Oui, complètement. Je pense que la question de l'argent est centrale dans cette affaire. En termes de justification, étant donné qu'on vit dans une société capitaliste, l'argent, c'est un moyen de faire agir les gens. On paye pour faire agir des travailleurs, donc, c'est non seulement un pouvoir d'action sur les autres individus, qui est toujours plus étendu, mais aussi un pouvoir de justification symbolique. L'argent est ce qui va justifier de la valeur sociale d'une activité. Il va jusqu'à justifier de la violence en ligne, comme dans le cas de cette chaîne.
D’ailleurs, on l’entend bien dans les paroles des streamers Safine et Naruto, les bourreaux de Jean Pormanove. Ils justifient régulièrement l'existence de la chaîne par le fait qu'elle marche et rapporte de l'argent. Y compris auprès de la mère de Jean Pormanove, à qui ils ont dit : « Plus tard, il sera content parce qu'on lui reverse de l'argent. » Étant donné la forme particulière dans laquelle cet argent est transféré dans le cadre du live, c'est-à-dire sous forme de dons des viewers envers les streamers, l'argent, en fait, va générer des dynamiques d'emballement collectif, avec des alertes de dons incrustées dans le chat. Il y a aussi une mise en spectacle de l'argent qui va doter les viewers d'un pouvoir, disons narratif, avec la possibilité de générer des actions et des réactions chez les gens par manœuvre contre du don. Tout ceci va faire de l'argent un principe de désinhibition en live puisqu'il va y avoir un emballement de la violence concomitant à l'emballement des dons.

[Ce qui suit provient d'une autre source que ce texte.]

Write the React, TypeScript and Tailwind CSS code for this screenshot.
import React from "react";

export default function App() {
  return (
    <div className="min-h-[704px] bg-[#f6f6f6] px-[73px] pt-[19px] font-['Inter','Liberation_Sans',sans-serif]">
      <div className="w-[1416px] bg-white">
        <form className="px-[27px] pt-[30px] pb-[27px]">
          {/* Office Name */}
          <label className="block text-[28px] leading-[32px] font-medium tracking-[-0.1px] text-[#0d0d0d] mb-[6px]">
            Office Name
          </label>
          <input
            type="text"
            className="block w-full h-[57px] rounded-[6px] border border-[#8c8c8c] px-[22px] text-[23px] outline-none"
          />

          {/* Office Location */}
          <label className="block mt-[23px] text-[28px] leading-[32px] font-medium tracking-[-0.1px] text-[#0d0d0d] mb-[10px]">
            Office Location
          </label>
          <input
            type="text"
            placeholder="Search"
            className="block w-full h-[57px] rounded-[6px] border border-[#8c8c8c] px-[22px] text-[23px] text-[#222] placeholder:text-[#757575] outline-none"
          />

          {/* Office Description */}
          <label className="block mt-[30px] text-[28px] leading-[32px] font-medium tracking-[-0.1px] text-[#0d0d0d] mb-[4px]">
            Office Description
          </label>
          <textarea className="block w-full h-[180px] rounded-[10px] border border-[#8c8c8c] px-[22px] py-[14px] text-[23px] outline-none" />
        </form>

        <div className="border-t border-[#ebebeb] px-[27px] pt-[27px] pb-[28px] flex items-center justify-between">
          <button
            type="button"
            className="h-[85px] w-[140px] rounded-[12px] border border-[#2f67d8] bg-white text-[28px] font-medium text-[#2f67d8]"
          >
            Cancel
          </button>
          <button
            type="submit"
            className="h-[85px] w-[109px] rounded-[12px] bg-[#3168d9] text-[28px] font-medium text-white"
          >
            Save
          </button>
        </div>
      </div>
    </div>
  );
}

Selon vous, quelles pourraient être les pistes pour éviter des dérives telles que l'affaire Jean Pormanove ?
Cette affaire pose la question de la régulation et de la manière dont on peut empêcher qu’un tel spectacle soit proposé sur Internet. Le gros problème, c’est qu’on ne peut pas tout encadrer. On le voit ici avec Kick, qui est une plateforme australienne, ce qui rend déjà les choses compliquées en termes juridiques. De plus, l'ARCOM, autorité de régulation de la communication audiovisuelle et numérique, semble avoir trop peu de moyens pour réguler l’ensemble des réseaux sociaux.
Partant de là, à mon avis, une des solutions pourrait être celle de Twitch : une modération fondée sur les utilisateurs eux-mêmes, où les modérateurs sont des viewers, même si, bien sûr, il y aurait beaucoup de choses à dire sur les dérives de ce système-là, avec toute la question du travail gratuit que ces modérateurs effectuent pour les streamers. Mais, actuellement, beaucoup de chaînes montrent que l'autogestion est possible en termes de modération du contenu.
Un autre élément qui me paraît prometteur est l'utilisation de l'IA, qui pourrait, bien utilisée, permettre de gérer la quantité astronomique de données disponibles sur les plateformes. Maintenant, pour ce qui est de la détection, la question va porter sur l’aspect juridique et sur les moyens coercitifs concrets qu'on a à notre disposition. Et c'est ici qu'il va falloir une vraie volonté politique.
Souhaitez-vous ajouter quelque chose ?
Oui. En tant que sociologue spécialiste du numérique, et connaissant la richesse des espaces de live streaming que j’ai étudiés pendant 5 ans, j'éprouve une petite amertume en voyant qu'il a fallu attendre un fait divers comme celui-ci, un peu sordide, pour en parler. Pire, ça me paraît occulter le fonctionnement régulier de ces plateformes qui sont, à mon avis, centrales dans la vie sociale d'énormément de jeunes, et notamment dans leur politisation.
Que ce soit au niveau du grand public, du milieu médiatique, ou scientifique, ce sont des espaces qu'on connaît encore très peu, donc il faut veiller à ne pas homogénéiser les streamers et les viewers en fonction de cet exemple médiatisé. Cela me paraît toujours dangereux de juger et de penser connaître un espace à partir d'un seul cas, là où c'est tout un univers extrêmement complexe et varié. La chaîne « Jeanpormanove » n’est pas du tout représentative du paysage du live streaming et fait partie d’une myriade de constellations aussi diverses que l'est la société.
Entre le jeu vidéo, les pratiques artistiques, les lives de vulgarisation de sciences sociales, les émissions politiques de revues de presse comme celle de Samuel Étienne, les plateaux comme Backseat, et beaucoup de médias mainstream qui sont sur Twitch… c'est tout ça le streaming. Il faut donc valoriser tout ce qui se fait d'autre dans cet espace qui, comme tous les espaces sociaux, est extrêmement divers et reflète des appartenances multiples.